10 Ideas From the Best Book on Engineering Management

By: Syed Mohsin
Source:https://betterprogrmming.pub/10-ideas-from-the-best-book-on-engineering-management-c3caa706f77ca

Learnings from “An Elegant Puzzle: Systems of Engineering Management” by Will Larson

cover

I recently became an engineering manager, and this book had a huge impact on my decision.

What I appreciated most is that Will Larson, the author, is highly opinionated about various management topics. He clarifies a nebulous role through an actionable set of systems.

There are parts of the book that are not super relevant for me yet (like being a manager of managers), but I know I can come back to those parts if/when they become relevant.

#1 — Team Size

Will has a clear formula for what kind of manager you will likely be based on your team size.

With 5 reports, I am not quite in the sweet spot but I find myself closer to the “tech lead” manager role. I prefer that anyways, so I can spend more time coding and be closer to implementation.

The “coach” manager, with more than 8 reports, is at the opposite end of the spectrum.

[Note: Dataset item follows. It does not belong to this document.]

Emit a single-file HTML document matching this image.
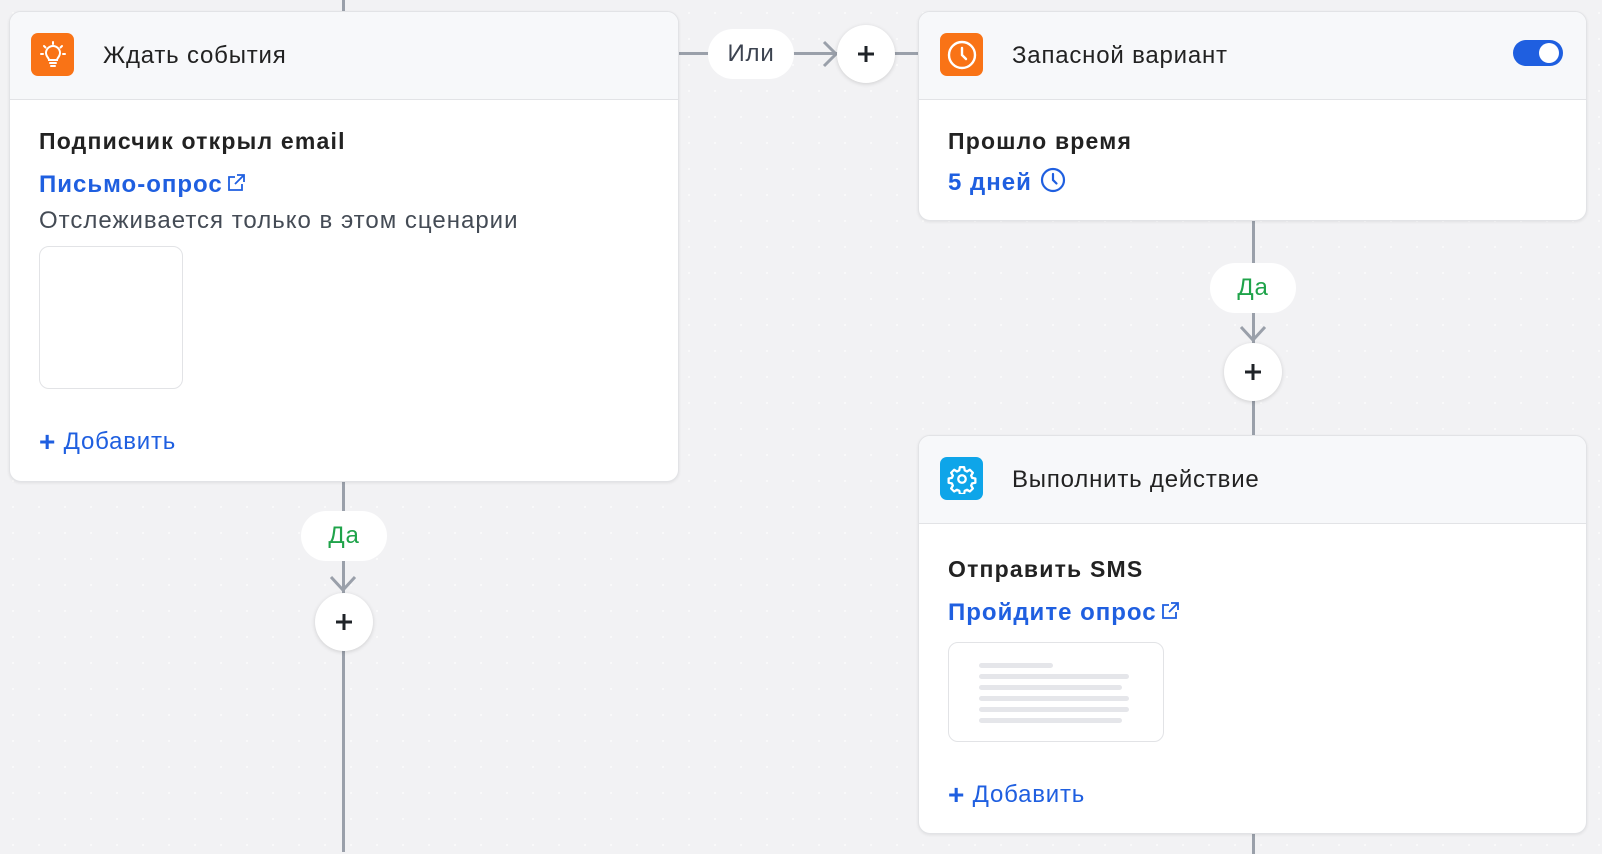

Will believes this team size is unsustainable and spreads the manager too thin.

As I progress in my career, I’ll keep in mind how team size will affect my efficacy as a manager and where I can make the greatest impact.

#2 — Teams Should Both Innovate and Maintain

I love this principle.

Will advocates for a team to own both innovation (creation of net new features) and maintenance (making sure existing systems don’t break).

I have worked at companies that have done the opposite and quickly develop two factions with opposing goals.

With my team, I advocate for extreme ownership of all features we build including maintenance.

#3 — Four States of a Team

Every manager should have this diagram embedded in their brain:

four states

Will provides an opinionated formula for how to handle each state:

1. Falling behind

2. Treading water

3. Repaying debt

4. Innovating

#4 — “You Only Get Value From Projects When They Finish”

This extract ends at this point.